Looking at the status of the namespace it turned out that the namespace was waiting for its finalizers to complete. As described here kubernetes updates every object in the namespace that has a metadata.finalizers field by adding a metadata.deletionTimestamp field with the time the deletion starts.
The controller responsible for these objects should notice this update and try to do cleanup or finalization. If the controller succeeds it should remove the finalizer key from the metadata to indicate that finalization has succeeded. Conclusion: Some objects in the namespace seemed to be stuck in finalization.

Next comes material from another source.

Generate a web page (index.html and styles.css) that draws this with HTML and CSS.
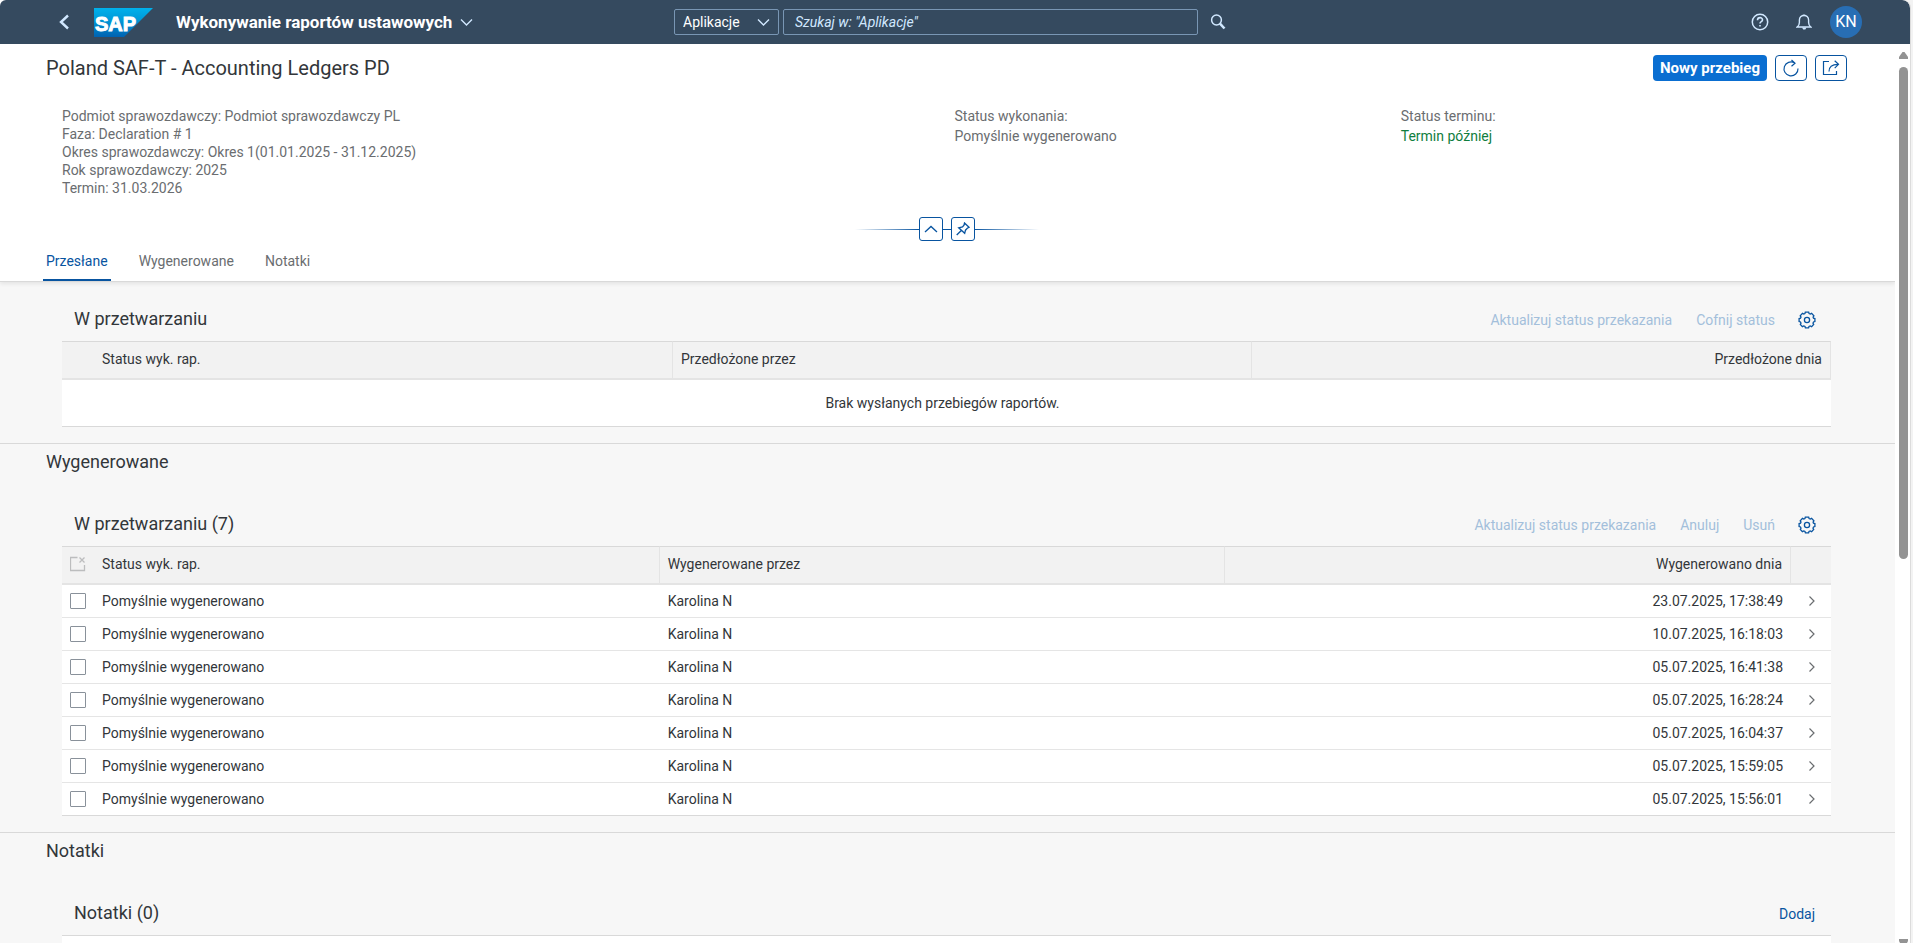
FILE: index.html
```html
<!DOCTYPE html>
<html lang="pl">
<head>
<meta charset="utf-8">
<title>Wykonywanie raportów ustawowych</title>
<meta name="viewport" content="width=device-width, initial-scale=1">
<link rel="stylesheet" href="styles.css">
</head>
<body>
<svg class="defs" width="0" height="0" aria-hidden="true">
  <symbol id="gear" viewBox="0 0 18 18"><path d="M7.3 1.2h3.4l.4 1.4 1.2.5 1.3-.7 2.3 2.4-.8 1.3.4 1.1 1.4.4v2.9l-1.4.5-.5 1.2.7 1.3-2.1 2.2-1.3-.7-1.3.5-.4 1.4H7.4L7 15.5l-1.2-.5-1.4.7-2.1-2.2.7-1.3-.5-1.2-1.4-.5V7.6l1.4-.4L3 6.100l-.8-1.300 2.300-2.400 1.300.7 1.100-.5z" stroke-width="1.300"/><circle cx="9" cy="9" r="2.600" stroke-width="1.300"/></symbol>
  <symbol id="next" viewBox="0 0 8 12"><path d="M1.500 1.500 6 6 1.500 10.500" stroke-width="1.200"/></symbol>
</svg>
<div class="app">
  <header class="shell">
    <div class="shell-start">
      <button class="icon-btn back" type="button" aria-label="Wstecz"><svg width="12" height="16" viewBox="0 0 12 16"><path d="M10 1.500 3 8l7 6.500" stroke-width="2.400"/></svg></button>
      <a class="logo" href="#" aria-label="SAP">
        <svg width="59" height="29" viewBox="0 0 59 29">
          <defs><linearGradient id="sap" x1="0" y1="0" x2="0" y2="1"><stop offset="0" stop-color="#00b1eb"/><stop offset=".4" stop-color="#009ad9"/><stop offset="1" stop-color="#0062b1"/></linearGradient></defs>
          <path d="M0 0h59L30 29H0z" fill="url(#sap)" stroke="none"/>
          <text x="1" y="23" class="logo-text">SAP</text>
        </svg>
      </a>
      <button class="shell-title" type="button">Wykonywanie raportów ustawowych <svg width="13" height="9" viewBox="0 0 13 9"><path d="m1 1.500 5.500 5.500L12 1.500" stroke-width="1.400"/></svg></button>
    </div>
    <form class="search">
      <div class="scope">
        <select aria-label="Zakres wyszukiwania"><option>Aplikacje</option></select>
        <svg class="scope-arrow" width="13" height="9" viewBox="0 0 13 9"><path d="m1 1.500 5.500 5.500L12 1.500" stroke-width="1.400"/></svg>
      </div>
      <input class="search-input" type="text" placeholder='Szukaj w: "Aplikacje"' aria-label="Szukaj">
      <button class="icon-btn find" type="button" aria-label="Szukaj"><svg width="16" height="16" viewBox="0 0 16 16"><circle cx="6.500" cy="6" r="4.900" stroke-width="1.500"/><path d="m10 9.700 4.500 4.800" stroke-width="2.500"/></svg></button>
    </form>
    <div class="shell-end">
      <button class="icon-btn" type="button" aria-label="Pomoc"><svg width="18" height="18" viewBox="0 0 18 18"><circle cx="9" cy="9" r="7.700" stroke-width="1.500"/><path d="M6.500 7.200C6.500 3.700 11.600 3.900 11.500 7c0 1.700-2.500 1.700-2.500 3.500M9 11.900v1.600" stroke-width="1.600"/></svg></button>
      <button class="icon-btn" type="button" aria-label="Powiadomienia"><svg width="16" height="18" viewBox="0 0 16 18"><path d="M1.200 14h13.600c-1.700-1.300-2.200-2.300-2.200-4.500V7C12.600 1 3.400 1 3.400 7v2.500c0 2.200-.5 3.200-2.200 4.500zM6.700 2.200h2.600" stroke-width="1.400"/><path d="M6 14.500h4.500L9.300 16.500H7.200z" fill="currentColor" stroke="none"/></svg></button>
      <button class="avatar" type="button">KN</button>
    </div>
  </header>

  <div class="viewport">
    <main class="page">
      <div class="page-header">
        <div class="title-row">
          <h1>Poland SAF-T - Accounting Ledgers PD</h1>
          <div class="actions">
            <button class="primary" type="button">Nowy przebieg</button>
            <button class="outline" type="button" aria-label="Odśwież"><svg width="18" height="18" viewBox="0 0 18 18"><path d="M12.500 3.800A7 7 0 1 0 16 9.500M9.500 1 13 4.200 9.500 7.200" stroke-width="1.200"/></svg></button>
            <button class="outline" type="button" aria-label="Udostępnij"><svg width="18" height="18" viewBox="0 0 18 18"><path d="M7 2.500H1.500v13h13V12M7 12.500C7 8 9.500 5.300 16 5.300M12.700 1.700 16.500 5.300l-3.800 3.800" stroke-width="1.200"/></svg></button>
          </div>
        </div>
        <div class="facets">
          <div class="facts">
            <p>Podmiot sprawozdawczy: Podmiot sprawozdawczy PL</p>
            <p>Faza: Declaration # 1</p>
            <p>Okres sprawozdawczy: Okres 1(01.01.2025 - 31.12.2025)</p>
            <p>Rok sprawozdawczy: 2025</p>
            <p>Termin: 31.03.2026</p>
          </div>
          <div class="status"><p>Status wykonania:</p><p>Pomyślnie wygenerowano</p></div>
          <div class="status"><p>Status terminu:</p><p class="positive">Termin później</p></div>
        </div>
        <div class="collapse">
          <span class="ray ray-left"></span>
          <button type="button" aria-label="Zwiń nagłówek"><svg width="14" height="8" viewBox="0 0 14 8"><path d="m1 7 6-5.500L13 7" stroke-width="1.300"/></svg></button>
          <span class="link-line"></span>
          <button type="button" aria-label="Przypnij nagłówek"><svg width="14" height="14" viewBox="0 0 14 14"><path d="M8.500 1 13 5.300 11.300 6.300 9.500 8.200 8.700 11.300 2.700 5.800 6.500 5 8 3.200zM5.300 8.500.7 13" stroke-width="1.300"/></svg></button>
          <span class="ray ray-right"></span>
        </div>
        <nav class="tabs">
          <a class="tab active" href="#przeslane">Przesłane</a>
          <a class="tab" href="#wygenerowane">Wygenerowane</a>
          <a class="tab" href="#notatki">Notatki</a>
        </nav>
      </div>

      <section class="section first" id="przeslane">
        <div class="block">
          <div class="toolbar">
            <h3>W przetwarzaniu</h3>
            <button type="button" disabled>Aktualizuj status przekazania</button>
            <button type="button" disabled>Cofnij status</button>
            <button class="settings" type="button" aria-label="Ustawienia"><svg width="18" height="18"><use href="#gear"/></svg></button>
          </div>
          <table>
            <colgroup><col class="col-select"><col><col><col></colgroup>
            <thead><tr><th class="joined"></th><th>Status wyk. rap.</th><th>Przedłożone przez</th><th class="num">Przedłożone dnia</th></tr></thead>
            <tbody><tr><td class="empty" colspan="4">Brak wysłanych przebiegów raportów.</td></tr></tbody>
          </table>
        </div>
      </section>

      <section class="section" id="wygenerowane">
        <h2>Wygenerowane</h2>
        <div class="block">
          <div class="toolbar">
            <h3>W przetwarzaniu (7)</h3>
            <button type="button" disabled>Aktualizuj status przekazania</button>
            <button type="button" disabled>Anuluj</button>
            <button type="button" disabled>Usuń</button>
            <button class="settings" type="button" aria-label="Ustawienia"><svg width="18" height="18"><use href="#gear"/></svg></button>
          </div>
          <table>
            <colgroup><col class="col-select"><col><col><col><col class="col-nav"></colgroup>
            <thead><tr><th class="joined"><svg class="clear" width="16" height="16" viewBox="0 0 16 16"><path d="M7.500 1.500H.5v13h14V9M9.500 1.500l5 5M14.500 1.500l-5 5" stroke-width="1.300"/></svg></th><th>Status wyk. rap.</th><th>Wygenerowane przez</th><th class="num">Wygenerowano dnia</th><th class="joined"></th></tr></thead>
            <tbody>
              <tr><td class="select"><input type="checkbox" aria-label="Wybierz wiersz 1"></td><td>Pomyślnie wygenerowano</td><td>Karolina N</td><td class="num">23.07.2025, 17:38:49</td><td class="nav"><svg width="8" height="12"><use href="#next"/></svg></td></tr>
              <tr><td class="select"><input type="checkbox" aria-label="Wybierz wiersz 2"></td><td>Pomyślnie wygenerowano</td><td>Karolina N</td><td class="num">10.07.2025, 16:18:03</td><td class="nav"><svg width="8" height="12"><use href="#next"/></svg></td></tr>
              <tr><td class="select"><input type="checkbox" aria-label="Wybierz wiersz 3"></td><td>Pomyślnie wygenerowano</td><td>Karolina N</td><td class="num">05.07.2025, 16:41:38</td><td class="nav"><svg width="8" height="12"><use href="#next"/></svg></td></tr>
              <tr><td class="select"><input type="checkbox" aria-label="Wybierz wiersz 4"></td><td>Pomyślnie wygenerowano</td><td>Karolina N</td><td class="num">05.07.2025, 16:28:24</td><td class="nav"><svg width="8" height="12"><use href="#next"/></svg></td></tr>
              <tr><td class="select"><input type="checkbox" aria-label="Wybierz wiersz 5"></td><td>Pomyślnie wygenerowano</td><td>Karolina N</td><td class="num">05.07.2025, 16:04:37</td><td class="nav"><svg width="8" height="12"><use href="#next"/></svg></td></tr>
              <tr><td class="select"><input type="checkbox" aria-label="Wybierz wiersz 6"></td><td>Pomyślnie wygenerowano</td><td>Karolina N</td><td class="num">05.07.2025, 15:59:05</td><td class="nav"><svg width="8" height="12"><use href="#next"/></svg></td></tr>
              <tr><td class="select"><input type="checkbox" aria-label="Wybierz wiersz 7"></td><td>Pomyślnie wygenerowano</td><td>Karolina N</td><td class="num">05.07.2025, 15:56:01</td><td class="nav"><svg width="8" height="12"><use href="#next"/></svg></td></tr>
            </tbody>
          </table>
        </div>
      </section>

      <section class="section" id="notatki">
        <h2>Notatki</h2>
        <div class="block">
          <div class="toolbar">
            <h3>Notatki (0)</h3>
            <button type="button">Dodaj</button>
          </div>
          <div class="notes"></div>
        </div>
      </section>
    </main>
    <div class="scrollbar" aria-hidden="true">
      <svg width="9" height="7" viewBox="0 0 9 7"><path d="M3.500 0h2L9 5v2H0V5z" fill="#939393" stroke="none"/></svg>
      <div class="track"><div class="thumb"></div></div>
      <svg width="9" height="4" viewBox="0 0 9 4"><path d="M0 0h9v2L8 4H1L0 2z" fill="#939393" stroke="none"/></svg>
    </div>
  </div>
</div>
</body>
</html>
```

FILE: styles.css
```css
* { box-sizing: border-box; }
body {
  margin: 0;
  background: #f3f3f3;
  color: #32363a;
  font: 14px/18px Roboto, "Noto Sans", sans-serif;
}
h1, h2, h3, p { margin: 0; font-weight: 400; }
button, input, select { font: inherit; color: inherit; margin: 0; }
button { background: none; border: 0; padding: 0; cursor: pointer; }
svg { display: block; fill: none; stroke: currentColor; }
.defs { position: absolute; }

.app {
  display: flex;
  flex-direction: column;
  height: 100vh;
  margin-right: 2px;
  border-right: 1px solid #dcdcdc;
  border-radius: 0 8px 0 0;
  overflow: hidden;
  background: #fff;
}

/* Shell bar */
.shell {
  display: grid;
  grid-template-columns: 1fr auto 1fr;
  align-items: center;
  flex: none;
  height: 44px;
  background: #354a5f;
  color: #d1e8ff;
  border-radius: 6px 8px 0 0;
}
.shell-start { display: flex; align-items: center; padding-left: 46px; }
.icon-btn { display: grid; place-items: center; width: 36px; height: 36px; }
.logo { margin-left: 12px; }
.logo-text {
  font: 700 20px "Liberation Sans", sans-serif;
  fill: #fff;
  stroke: #fff;
  stroke-width: 1px;
}
.shell-title {
  display: flex;
  align-items: center;
  gap: 8px;
  margin-left: 23px;
  color: #fff;
  font-size: 17px;
  font-weight: 700;
  white-space: nowrap;
}
.shell-title svg { color: #d1e8ff; }
.search { display: flex; align-items: center; }
.scope { position: relative; width: 105px; margin-right: 4px; }
.scope select {
  display: block;
  width: 100%;
  height: 26px;
  padding: 0 8px;
  appearance: none;
  border: 1px solid #7996b4;
  border-radius: 2px;
  background: #354a5f;
  color: #fff;
}
.scope-arrow { position: absolute; right: 9px; top: 9px; pointer-events: none; }
.search-input {
  width: 415px;
  height: 26px;
  padding: 0 11px;
  border: 1px solid #7996b4;
  border-radius: 2px;
  background: transparent;
}
.search-input::placeholder { color: #d1e8ff; font-style: italic; opacity: 1; }
.find { width: 38px; padding-left: 2px; }
.shell-end {
  display: flex;
  align-items: center;
  justify-content: flex-end;
  gap: 8px;
  padding-right: 48px;
}
.avatar {
  width: 32px;
  height: 32px;
  border-radius: 50%;
  background: #286eb4;
  color: #fff;
  font-size: 16px;
}

/* Page frame */
.viewport { display: flex; flex: 1; min-height: 0; }
.page { flex: 1; min-width: 0; overflow: hidden; background: #f7f7f7; }
.scrollbar {
  display: flex;
  flex-direction: column;
  align-items: center;
  width: 15px;
  padding: 8px 2px 0 3px;
  align-self: stretch;
}
.track { flex: 1; width: 9px; padding: 8px 0; }
.thumb { height: 57%; border-radius: 5px; background: #939393; }

/* Object header */
.page-header {
  position: relative;
  background: #fff;
  border-bottom: 1px solid #d9d9d9;
  box-shadow: 0 2px 4px rgba(0, 0, 0, .08);
}
.title-row {
  display: flex;
  justify-content: space-between;
  align-items: center;
  height: 48px;
  padding: 0 48px 0 46px;
}
.title-row h1 { font-size: 20px; line-height: 26px; }
.actions { display: flex; gap: 8px; }
.actions button { height: 26px; border-radius: 4px; }
.primary { width: 114px; background: #0a6ed1; color: #fff; font-size: 15px; font-weight: 700; }
.outline {
  display: grid;
  place-items: center;
  width: 32px;
  border: 1px solid #0854a0;
  color: #0854a0;
}
.facets {
  display: grid;
  grid-template-columns: 2fr 1fr 1fr;
  padding: 15px 48px 20px 62px;
  color: #6a6d70;
}
.status p + p { margin-top: 2px; }
.status .positive { color: #107e3e; }
.collapse {
  display: flex;
  justify-content: center;
  align-items: center;
  padding-right: 2px;
  color: #0854a0;
}
.collapse button {
  display: grid;
  place-items: center;
  width: 24px;
  height: 24px;
  border: 1px solid #0854a0;
  border-radius: 3px;
}
.link-line { width: 8px; height: 1px; background: #0854a0; }
.ray { width: 64px; height: 1px; }
.ray-left { background: linear-gradient(to right, transparent, #0854a0); }
.ray-right { background: linear-gradient(to left, transparent, #0854a0); }
.tabs { display: flex; gap: 25px; height: 40px; padding-left: 43px; }
.tab {
  padding: 11px 3px 0;
  color: #6a6d70;
  text-decoration: none;
}
.tab.active { color: #0854a0; border-bottom: 2px solid #0854a0; }

/* Sections */
.section { border-top: 1px solid #d9d9d9; }
.section.first { border-top: 0; padding-top: 11px; }
.section h2 { padding: 0 46px; font-size: 18px; line-height: 36px; }
.section h2 + .block { margin-top: 18px; }
.block { margin: 0 64px 16px 62px; }
.toolbar { display: flex; align-items: center; gap: 8px; height: 48px; padding: 6px 8px 0 12px; }
.toolbar h3 { flex: 1; padding-bottom: 2px; font-size: 18px; line-height: 24px; }
.toolbar button { height: 26px; padding: 0 8px; color: #0854a0; }
.toolbar button:disabled { color: #a3bfdb; cursor: default; }
.toolbar .settings { width: 32px; padding: 0 7px; }

table {
  width: 100%;
  table-layout: fixed;
  border-collapse: separate;
  border-spacing: 0;
  background: #fff;
}
.col-select { width: 32px; }
.col-nav { width: 40px; }
th {
  height: 39px;
  padding: 0 8px 2px;
  border-top: 1px solid #d9d9d9;
  border-bottom: 2px solid #e4e4e4;
  border-right: 1px solid #e4e4e4;
  background: #f2f2f2;
  font-weight: 400;
  text-align: left;
}
th.joined { border-right: 0; }
td { height: 33px; padding: 0 8px 1px; border-bottom: 1px solid #e5e5e5; }
tbody tr:last-child td { border-bottom-color: #d9d9d9; }
.num { text-align: right; }
td.empty { height: 47px; padding-right: 16px; text-align: center; }
td.select { padding: 0 8px; }
.clear { color: #bcbdbe; }
.select input {
  display: block;
  width: 16px;
  height: 16px;
  appearance: none;
  border: 1px solid #89919a;
  border-radius: 1px;
  background: #fff;
}
.nav { color: #6a6d70; }
.nav svg { margin-left: 9px; }
.notes { height: 48px; border-top: 1px solid #d9d9d9; background: #fff; }
```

Examining the remaining objects

So I took a look at all the objects that remained in that namespace. The only object remaining was the helm release custom resource:

kubectl get helmreleases.helm.toolkit.fluxcd.io -n my-ns
NAME                       AGE    READY   STATUS
my-app                     84d    True    Release reconciliation succeeded

Looking at the details it turned out that the resource still contained a finalizer annotation, indicating that the controller has not yet finished deleting the resource:

metadata:
  finalizers:
  - finalizers.fluxcd.io

Taking a look at the helm controller

Responsible for deleting these custom resources is the helm controller . So I took a look at the source code to find possible reasons for the controller not deleting the helm release. Here is the function responsible for handling resource deletion written in go:

// reconcileDelete deletes the v1beta2.HelmChart of the v2beta1.HelmRelease,
// and uninstalls the Helm release if the resource has not been suspended.
func (r *HelmReleaseReconciler) reconcileDelete(ctx context.Context, hr v2.HelmRelease) (ctrl.Result, error) {
	r.recordReadiness(ctx, hr)

	// Delete the HelmChart that belongs to this resource.
	if err := r.deleteHelmChart(ctx, &hr); err != nil {
		return ctrl.Result{}, err
	}

	// Only uninstall the Helm Release if the resource is not suspended.
	if !hr.Spec.Suspend {
		getter, err := r.buildRESTClientGetter(ctx, hr)
		if err != nil {
			return ctrl.Result{}, err
		}
		run, err := runner.NewRunner(getter, hr.GetStorageNamespace(), ctrl.LoggerFrom(ctx))
		if err != nil {
			return ctrl.Result{}, err
		}
		if err := run.Uninstall(hr); err != nil && !errors.Is(err, driver.ErrReleaseNotFound) {
			return ctrl.Result{}, err
		}
		ctrl.LoggerFrom(ctx).Info("uninstalled Helm release for deleted resource")

	} else {
		ctrl.LoggerFrom(ctx).Info("skipping Helm uninstall for suspended resource")
	}

	// Remove our finalizer from the list and update it.
	controllerutil.RemoveFinalizer(&hr, v2.HelmReleaseFinalizer)
	if err := r.Update(ctx, &hr); err != nil {
		return ctrl.Result{}, err
	}

	return ctrl.Result{}, nil
}

Even though I was not a go developer it became apparent that the helm release would only be deleted if it was suspended first:

	if !hr.Spec.Suspend {
      ...
	} else {
		ctrl.LoggerFrom(ctx).Info("skipping Helm uninstall for suspended resource")
	}

Once more it turned out that being able to read the source code is a very handy skill. The source code also revealed that the logs should have contained a message indicating the reason preventing deletion. Unfortunately I did not have access to these logs.

The solution

The solution now was obvious. The helm release needed to be suspended. There are a couple of ways to to it. First you could use the flux command line tool:

$ flux suspend helmrelease my-app -n my-ns

A second approach would be to patch the helm release:

$ kubectl patch helmreleases.helm.toolkit.fluxcd.io my-app -p \
  '{"spec":{"suspend": true}}'

Same could be done using kubectl edit .
There is however another solution that will work regardless of what the controller does on finalization: Remove the finalize field in the metadata of the object. That would indicate to kubernetes that finalization has finished and it can delete the object.\ Various methods for that can be found in this stackoverflow post .

Conclusion

If a kubernetes resource is stuck in Terminating, pending finalization can be one of the causes. A more rustical solution is to remove the finalizer fileds in the metadata of those resources. In order to find out why finalization does not work a look at the controller managing the resource might yield more information and a more fitting solution for deleting the resource.